● Request
Print the listing in its entirety and exactly, leaving out images.

────────────────────────────────────────

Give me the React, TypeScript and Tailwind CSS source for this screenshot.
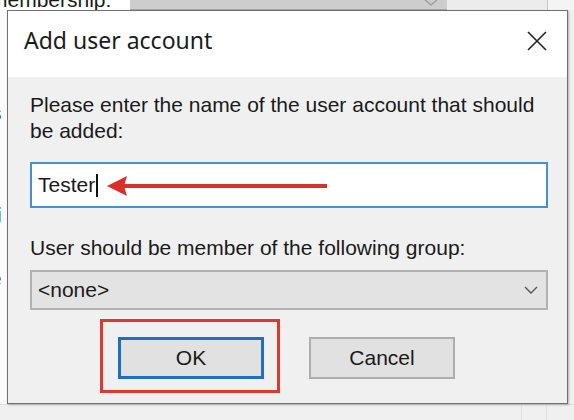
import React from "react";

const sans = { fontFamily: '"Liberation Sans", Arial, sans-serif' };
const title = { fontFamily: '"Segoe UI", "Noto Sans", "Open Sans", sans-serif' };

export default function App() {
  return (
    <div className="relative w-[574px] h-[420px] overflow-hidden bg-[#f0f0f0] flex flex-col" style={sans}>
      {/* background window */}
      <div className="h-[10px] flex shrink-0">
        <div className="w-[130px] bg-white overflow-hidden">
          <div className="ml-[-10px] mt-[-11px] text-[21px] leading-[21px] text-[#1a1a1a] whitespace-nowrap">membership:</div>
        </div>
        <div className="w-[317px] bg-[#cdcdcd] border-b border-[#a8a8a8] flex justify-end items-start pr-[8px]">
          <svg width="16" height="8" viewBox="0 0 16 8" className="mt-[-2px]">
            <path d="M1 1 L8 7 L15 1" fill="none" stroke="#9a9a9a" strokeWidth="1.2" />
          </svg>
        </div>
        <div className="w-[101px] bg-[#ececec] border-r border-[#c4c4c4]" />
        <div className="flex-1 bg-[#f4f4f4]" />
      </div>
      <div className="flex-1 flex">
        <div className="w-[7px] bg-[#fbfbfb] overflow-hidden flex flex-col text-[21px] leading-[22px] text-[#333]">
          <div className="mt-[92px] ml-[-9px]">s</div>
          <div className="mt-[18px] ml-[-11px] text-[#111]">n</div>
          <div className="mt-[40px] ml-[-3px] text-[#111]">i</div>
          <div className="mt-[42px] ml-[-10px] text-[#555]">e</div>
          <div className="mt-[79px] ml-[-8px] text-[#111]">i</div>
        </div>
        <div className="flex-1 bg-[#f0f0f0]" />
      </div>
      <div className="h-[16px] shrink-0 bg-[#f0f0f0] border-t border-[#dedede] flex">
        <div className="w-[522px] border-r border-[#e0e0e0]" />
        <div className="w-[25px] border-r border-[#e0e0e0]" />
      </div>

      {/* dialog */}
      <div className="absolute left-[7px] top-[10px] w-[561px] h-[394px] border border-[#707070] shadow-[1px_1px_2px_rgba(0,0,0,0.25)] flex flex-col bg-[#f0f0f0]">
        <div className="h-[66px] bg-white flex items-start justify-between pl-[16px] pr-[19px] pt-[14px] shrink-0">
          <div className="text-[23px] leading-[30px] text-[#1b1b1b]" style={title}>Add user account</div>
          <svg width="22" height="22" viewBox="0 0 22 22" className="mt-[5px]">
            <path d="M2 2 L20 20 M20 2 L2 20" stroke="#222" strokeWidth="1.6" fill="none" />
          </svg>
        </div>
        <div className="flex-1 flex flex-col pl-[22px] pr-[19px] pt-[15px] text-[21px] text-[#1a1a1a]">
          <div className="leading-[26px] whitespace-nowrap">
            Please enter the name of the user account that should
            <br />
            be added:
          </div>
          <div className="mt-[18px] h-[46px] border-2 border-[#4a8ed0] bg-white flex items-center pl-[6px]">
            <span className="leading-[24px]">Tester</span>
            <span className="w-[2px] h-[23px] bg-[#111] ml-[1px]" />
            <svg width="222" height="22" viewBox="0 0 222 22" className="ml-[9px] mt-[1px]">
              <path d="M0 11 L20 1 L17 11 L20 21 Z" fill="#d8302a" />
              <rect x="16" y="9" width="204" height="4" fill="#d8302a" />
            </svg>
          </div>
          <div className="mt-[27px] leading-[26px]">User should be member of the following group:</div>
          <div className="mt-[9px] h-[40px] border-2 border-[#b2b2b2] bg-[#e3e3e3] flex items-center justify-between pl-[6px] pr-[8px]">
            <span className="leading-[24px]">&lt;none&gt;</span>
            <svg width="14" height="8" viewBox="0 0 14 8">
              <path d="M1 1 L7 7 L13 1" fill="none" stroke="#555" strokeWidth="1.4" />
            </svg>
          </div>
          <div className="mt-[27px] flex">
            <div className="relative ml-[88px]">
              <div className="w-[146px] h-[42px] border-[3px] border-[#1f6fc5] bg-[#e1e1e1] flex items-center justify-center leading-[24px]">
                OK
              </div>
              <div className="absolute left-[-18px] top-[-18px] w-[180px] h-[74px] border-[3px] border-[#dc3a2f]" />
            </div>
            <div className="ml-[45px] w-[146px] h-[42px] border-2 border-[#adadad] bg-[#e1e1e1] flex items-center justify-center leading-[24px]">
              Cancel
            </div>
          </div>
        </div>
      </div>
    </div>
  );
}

────────────────────────────────────────

● Response
Give me the React, TypeScript and Tailwind CSS source for this screenshot.
import React from "react";

const sans = { fontFamily: '"Liberation Sans", Arial, sans-serif' };
const title = { fontFamily: '"Segoe UI", "Noto Sans", "Open Sans", sans-serif' };

export default function App() {
  return (
    <div className="relative w-[574px] h-[420px] overflow-hidden bg-[#f0f0f0] flex flex-col" style={sans}>
      {/* background window */}
      <div className="h-[10px] flex shrink-0">
        <div className="w-[130px] bg-white overflow-hidden">
          <div className="ml-[-10px] mt-[-11px] text-[21px] leading-[21px] text-[#1a1a1a] whitespace-nowrap">membership:</div>
        </div>
        <div className="w-[317px] bg-[#cdcdcd] border-b border-[#a8a8a8] flex justify-end items-start pr-[8px]">
          <svg width="16" height="8" viewBox="0 0 16 8" className="mt-[-2px]">
            <path d="M1 1 L8 7 L15 1" fill="none" stroke="#9a9a9a" strokeWidth="1.2" />
          </svg>
        </div>
        <div className="w-[101px] bg-[#ececec] border-r border-[#c4c4c4]" />
        <div className="flex-1 bg-[#f4f4f4]" />
      </div>
      <div className="flex-1 flex">
        <div className="w-[7px] bg-[#fbfbfb] overflow-hidden flex flex-col text-[21px] leading-[22px] text-[#333]">
          <div className="mt-[92px] ml-[-9px]">s</div>
          <div className="mt-[18px] ml-[-11px] text-[#111]">n</div>
          <div className="mt-[40px] ml-[-3px] text-[#111]">i</div>
          <div className="mt-[42px] ml-[-10px] text-[#555]">e</div>
          <div className="mt-[79px] ml-[-8px] text-[#111]">i</div>
        </div>
        <div className="flex-1 bg-[#f0f0f0]" />
      </div>
      <div className="h-[16px] shrink-0 bg-[#f0f0f0] border-t border-[#dedede] flex">
        <div className="w-[522px] border-r border-[#e0e0e0]" />
        <div className="w-[25px] border-r border-[#e0e0e0]" />
      </div>

      {/* dialog */}
      <div className="absolute left-[7px] top-[10px] w-[561px] h-[394px] border border-[#707070] shadow-[1px_1px_2px_rgba(0,0,0,0.25)] flex flex-col bg-[#f0f0f0]">
        <div className="h-[66px] bg-white flex items-start justify-between pl-[16px] pr-[19px] pt-[14px] shrink-0">
          <div className="text-[23px] leading-[30px] text-[#1b1b1b]" style={title}>Add user account</div>
          <svg width="22" height="22" viewBox="0 0 22 22" className="mt-[5px]">
            <path d="M2 2 L20 20 M20 2 L2 20" stroke="#222" strokeWidth="1.6" fill="none" />
          </svg>
        </div>
        <div className="flex-1 flex flex-col pl-[22px] pr-[19px] pt-[15px] text-[21px] text-[#1a1a1a]">
          <div className="leading-[26px] whitespace-nowrap">
            Please enter the name of the user account that should
            <br />
            be added:
          </div>
          <div className="mt-[18px] h-[46px] border-2 border-[#4a8ed0] bg-white flex items-center pl-[6px]">
            <span className="leading-[24px]">Tester</span>
            <span className="w-[2px] h-[23px] bg-[#111] ml-[1px]" />
            <svg width="222" height="22" viewBox="0 0 222 22" className="ml-[9px] mt-[1px]">
              <path d="M0 11 L20 1 L17 11 L20 21 Z" fill="#d8302a" />
              <rect x="16" y="9" width="204" height="4" fill="#d8302a" />
            </svg>
          </div>
          <div className="mt-[27px] leading-[26px]">User should be member of the following group:</div>
          <div className="mt-[9px] h-[40px] border-2 border-[#b2b2b2] bg-[#e3e3e3] flex items-center justify-between pl-[6px] pr-[8px]">
            <span className="leading-[24px]">&lt;none&gt;</span>
            <svg width="14" height="8" viewBox="0 0 14 8">
              <path d="M1 1 L7 7 L13 1" fill="none" stroke="#555" strokeWidth="1.4" />
            </svg>
          </div>
          <div className="mt-[27px] flex">
            <div className="relative ml-[88px]">
              <div className="w-[146px] h-[42px] border-[3px] border-[#1f6fc5] bg-[#e1e1e1] flex items-center justify-center leading-[24px]">
                OK
              </div>
              <div className="absolute left-[-18px] top-[-18px] w-[180px] h-[74px] border-[3px] border-[#dc3a2f]" />
            </div>
            <div className="ml-[45px] w-[146px] h-[42px] border-2 border-[#adadad] bg-[#e1e1e1] flex items-center justify-center leading-[24px]">
              Cancel
            </div>
          </div>
        </div>
      </div>
    </div>
  );
}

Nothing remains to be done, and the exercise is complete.